When authorities arrived at the farm in rural southwestern Minnesota at 1 a.m. Thursday and asked Elizabeth Hawes about a large illegal fire, her response was: "That's not my brother."
But dental records indicate that the skeletal remains in the fire pit did belong to her brother, Edwin Hawes, 46 -- the same brother whom siblings Elizabeth and Andrew Hawes talked about killing several times in front of Elizabeth's husband, according to court documents released Monday.
In a plot allegedly involving accusations of embezzlement from the family business, Elizabeth and Andrew Hawes left little to chance, according to a complaint filed in Anoka County District Court. Before Edwin Hawes' body was burned, Anoka County authorities believe, he was shot in the chest by a crossbow at his Andover home, beaten over the head with a baseball bat, run over, and then taken across the state, where his charred remains were discovered at Andrew Hawes' and his girlfriend's Westbrook farm.
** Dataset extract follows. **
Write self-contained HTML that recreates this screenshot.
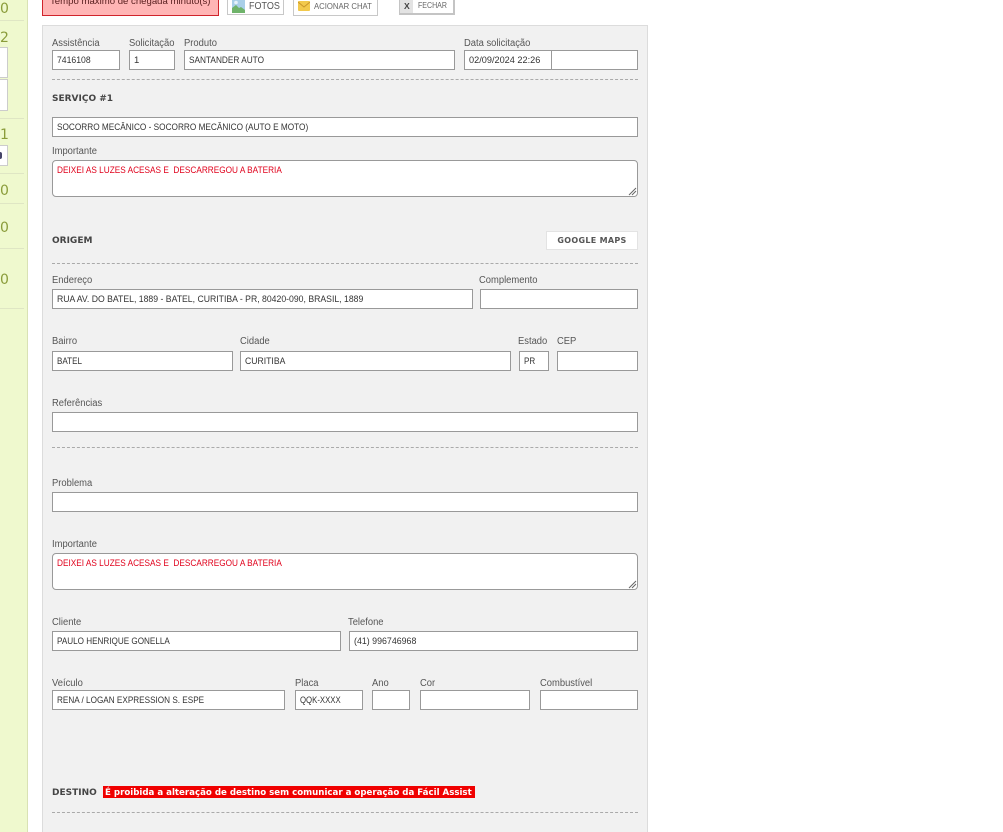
<!DOCTYPE html>
<html lang="pt-BR">
<head>
<meta charset="utf-8">
<title>Assistência</title>
<style>
html,body{margin:0;padding:0;background:#fff;width:1003px;height:832px;overflow:hidden;}
body{position:relative;font-family:"Liberation Sans",sans-serif;font-size:10px;color:#444;}
div{position:absolute;box-sizing:border-box;white-space:pre;}
span{display:inline-block;transform-origin:0 50%;white-space:pre;}
.l{height:12px;line-height:12px;font-size:10px;color:#555;transform:scaleX(.94);transform-origin:0 0;}
.i{height:20px;background:#fff;border:1px solid #999;line-height:20px;padding-left:4px;font-size:9.5px;color:#333;}
.t{background:#fff;border:1px solid #999;border-radius:4px;padding:4px 0 0 4px;line-height:12px;font-size:9.5px;color:#e0001b;}
.d{left:52px;width:586px;height:0;border-top:1px dashed #aaa;}
.h{left:52px;font-weight:bold;line-height:12px;height:12px;color:#444;font-family:"DejaVu Sans",sans-serif;font-size:9px;}
.n{left:0;font-size:14px;line-height:16px;color:#8a9c3a;width:9px;font-family:"DejaVu Sans",sans-serif;}
.s{left:0;width:24px;height:1px;background:#dfe6c4;}
.b{background:#fff;border:1px solid #c8c8c8;}
</style>
</head>
<body>
<!-- sidebar -->
<div style="left:0;top:0;width:28px;height:832px;background:#eff9ce;border-right:1px solid #d9e2b4;"></div>
<div class="n" style="top:1px">0</div>
<div class="s" style="top:20px"></div>
<div class="n" style="top:30px">2</div>
<div style="left:0;top:47px;width:8px;height:31px;background:#fff;border:1px solid #ccc;border-left:0;"></div>
<div style="left:0;top:79px;width:8px;height:32px;background:#fff;border:1px solid #ccc;border-left:0;"></div>
<div class="s" style="top:118px"></div>
<div class="n" style="top:127px">1</div>
<div style="left:0;top:145px;width:8px;height:21px;background:#fff;border:1px solid #ccc;border-left:0;"></div>
<div style="left:0;top:152px;width:2px;height:7px;background:#446;border-radius:0 4px 4px 0;"></div>
<div class="s" style="top:173px"></div>
<div class="n" style="top:183px">0</div>
<div class="s" style="top:203px"></div>
<div class="n" style="top:220px">0</div>
<div class="s" style="top:248px"></div>
<div class="n" style="top:272px">0</div>
<div class="s" style="top:308px"></div>

<!-- top bar -->
<div style="left:42px;top:-6px;width:177px;height:22px;background:#ffb5b5;border:1px solid #d0242c;line-height:14px;padding-left:7px;font-size:9.6px;color:#5a2020;">Tempo máximo de chegada minuto(s)</div>
<div class="b" style="left:227px;top:-4px;width:57px;height:19px;"></div>
<svg style="position:absolute;left:232px;top:-1px" width="13" height="14" viewBox="0 0 13 14"><rect width="13" height="14" fill="#a9cfe8"/><path d="M0 14V9l4-3 3 3 2-1 4 3v3z" fill="#6fb36a"/><circle cx="4" cy="3.500" r="1.800" fill="#e6f2fa"/></svg>
<div style="left:249px;top:0;height:12px;line-height:13px;font-size:10px;color:#555;transform:scaleX(.9);transform-origin:0 0;">FOTOS</div>
<div class="b" style="left:293px;top:-4px;width:85px;height:20px;"></div>
<svg style="position:absolute;left:298px;top:1px" width="12" height="10" viewBox="0 0 12 10"><rect width="12" height="10" rx="1" fill="#f2c94c"/><path d="M0 1l6 5 6-5" fill="none" stroke="#c9962a" stroke-width="1"/></svg>
<div style="left:314px;top:0;height:12px;line-height:12px;font-size:8.6px;color:#666;transform:scaleX(.9);transform-origin:0 0;">ACIONAR CHAT</div>
<div class="b" style="left:399px;top:-4px;width:56px;height:19px;border-color:#c4c4c4;border-width:1px 2px 2px 1px;"></div>
<div style="left:400px;top:0;width:13px;height:13px;background:#e3e3e3;"></div>
<div style="left:404px;top:0;height:12px;line-height:12px;font-size:8.6px;font-weight:bold;color:#444;">X</div>
<div style="left:418px;top:0;height:12px;line-height:12px;font-size:8px;color:#666;transform:scaleX(.88);transform-origin:0 0;">FECHAR</div>

<!-- panel -->
<div style="left:42px;top:25px;width:606px;height:807px;background:#f1f1f1;border:1px solid #dcdcdc;border-bottom:0;"></div>

<div class="l" style="left:52px;top:38px">Assistência</div>
<div class="l" style="left:129px;top:38px">Solicitação</div>
<div class="l" style="left:184px;top:38px">Produto</div>
<div class="l" style="left:464px;top:38px">Data solicitação</div>
<div class="i" style="left:52px;top:50px;width:68px"><span style="transform:scaleX(.91)">7416108</span></div>
<div class="i" style="left:129px;top:50px;width:46px">1</div>
<div class="i" style="left:184px;top:50px;width:271px"><span style="transform:scaleX(.87)">SANTANDER AUTO</span></div>
<div class="i" style="left:464px;top:50px;width:88px"><span style="transform:scaleX(.965)">02/09/2024 22:26</span></div>
<div class="i" style="left:551px;top:50px;width:87px"></div>
<div class="d" style="top:79px"></div>

<div class="h" style="top:93px">SERVIÇO #1</div>
<div class="i" style="left:52px;top:117px;width:586px"><span style="transform:scaleX(.868)">SOCORRO MECÂNICO - SOCORRO MECÂNICO (AUTO E MOTO)</span></div>
<div class="l" style="left:52px;top:146px">Importante</div>
<div class="t" style="left:52px;top:160px;width:586px;height:37px"><span style="transform:scaleX(.868)">DEIXEI AS LUZES ACESAS E  DESCARREGOU A BATERIA</span><svg style="position:absolute;right:0;bottom:0" width="9" height="9" viewBox="0 0 9 9"><path d="M1 8L8 1M4 8L8 4" stroke="#666" stroke-width="1" fill="none"/></svg></div>

<div class="h" style="top:235px">ORIGEM</div>
<div style="left:546px;top:231px;width:92px;height:19px;background:#fff;border:1px solid #e3e3e3;text-align:center;line-height:17px;font-family:'DejaVu Sans',sans-serif;font-weight:bold;font-size:8px;letter-spacing:.3px;color:#555;">GOOGLE MAPS</div>
<div class="d" style="top:263px"></div>

<div class="l" style="left:52px;top:275px">Endereço</div>
<div class="l" style="left:479px;top:275px">Complemento</div>
<div class="i" style="left:52px;top:289px;width:421px"><span style="transform:scaleX(.913)">RUA AV. DO BATEL, 1889 - BATEL, CURITIBA - PR, 80420-090, BRASIL, 1889</span></div>
<div class="i" style="left:480px;top:289px;width:158px"></div>

<div class="l" style="left:52px;top:336px">Bairro</div>
<div class="l" style="left:240px;top:336px">Cidade</div>
<div class="l" style="left:518px;top:336px">Estado</div>
<div class="l" style="left:557px;top:336px">CEP</div>
<div class="i" style="left:52px;top:351px;width:181px"><span style="transform:scaleX(.85)">BATEL</span></div>
<div class="i" style="left:240px;top:351px;width:271px"><span style="transform:scaleX(.91)">CURITIBA</span></div>
<div class="i" style="left:519px;top:351px;width:30px"><span style="transform:scaleX(.85)">PR</span></div>
<div class="i" style="left:557px;top:351px;width:81px"></div>

<div class="l" style="left:52px;top:398px">Referências</div>
<div class="i" style="left:52px;top:412px;width:586px"></div>
<div class="d" style="top:447px"></div>

<div class="l" style="left:52px;top:478px">Problema</div>
<div class="i" style="left:52px;top:492px;width:586px"></div>

<div class="l" style="left:52px;top:539px">Importante</div>
<div class="t" style="left:52px;top:553px;width:586px;height:37px"><span style="transform:scaleX(.868)">DEIXEI AS LUZES ACESAS E  DESCARREGOU A BATERIA</span><svg style="position:absolute;right:0;bottom:0" width="9" height="9" viewBox="0 0 9 9"><path d="M1 8L8 1M4 8L8 4" stroke="#666" stroke-width="1" fill="none"/></svg></div>

<div class="l" style="left:52px;top:617px">Cliente</div>
<div class="l" style="left:348px;top:617px">Telefone</div>
<div class="i" style="left:52px;top:631px;width:289px"><span style="transform:scaleX(.856)">PAULO HENRIQUE GONELLA</span></div>
<div class="i" style="left:349px;top:631px;width:289px"><span style="transform:scaleX(.93)">(41) 996746968</span></div>

<div class="l" style="left:52px;top:678px">Veículo</div>
<div class="l" style="left:295px;top:678px">Placa</div>
<div class="l" style="left:372px;top:678px">Ano</div>
<div class="l" style="left:420px;top:678px">Cor</div>
<div class="l" style="left:540px;top:678px">Combustível</div>
<div class="i" style="left:52px;top:690px;width:233px"><span style="transform:scaleX(.86)">RENA / LOGAN EXPRESSION S. ESPE</span></div>
<div class="i" style="left:295px;top:690px;width:68px"><span style="transform:scaleX(.82)">QQK-XXXX</span></div>
<div class="i" style="left:372px;top:690px;width:38px"></div>
<div class="i" style="left:420px;top:690px;width:110px"></div>
<div class="i" style="left:540px;top:690px;width:98px"></div>

<div class="h" style="top:787px">DESTINO</div>
<div style="left:103px;top:786px;width:372px;height:12px;background:#f00000;color:#fff;font-weight:bold;font-family:'DejaVu Sans',sans-serif;font-size:8.65px;line-height:14px;padding-left:2px;overflow:hidden;">É proibida a alteração de destino sem comunicar a operação da Fácil Assist</div>
<div class="d" style="top:812px"></div>
</body>
</html>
Elizabeth Hawes, 43, and Andrew Hawes, 36, were charged Monday with aiding and abetting second-degree murder. So was Andrew Hawes' girlfriend, Kristina Marie Dorniden, 29, who, like Andrew and Elizabeth Hawes, was found by authorities at the fire. The three are being held in the Anoka County jail. If convicted, each could face a maximum 40-year sentence.
The blood found in Edwin Hawes' driveway, on his home's exterior and on the undercarriage of his Volkswagen Passat was fresh when discovered by authorities last week. But the tension between the Hawes siblings was several years old, said Mark Miles, Edwin's employer for the past 18 months and his friend for nearly 20 years.
Elizabeth and Andrew Hawes believed Edwin had embezzled funds from the family landscaping business, said Lt. Paul Sommer of the Anoka County Sheriff's Office, a claim Miles substantiated.
"It's been an ongoing nightmare," Miles told the Star Tribune. "Andrew claimed Ed stole money and chased Ed out of the business at gunpoint." Andrew was arrested in September on a charge of first-degree assault, accused of trying to run over his brother with a car.
"Ed wrote in a letter, 'Listen, it's all easily solvable,'" said Miles, who has turned over records to the Sheriff's Office. "But they weren't going to listen."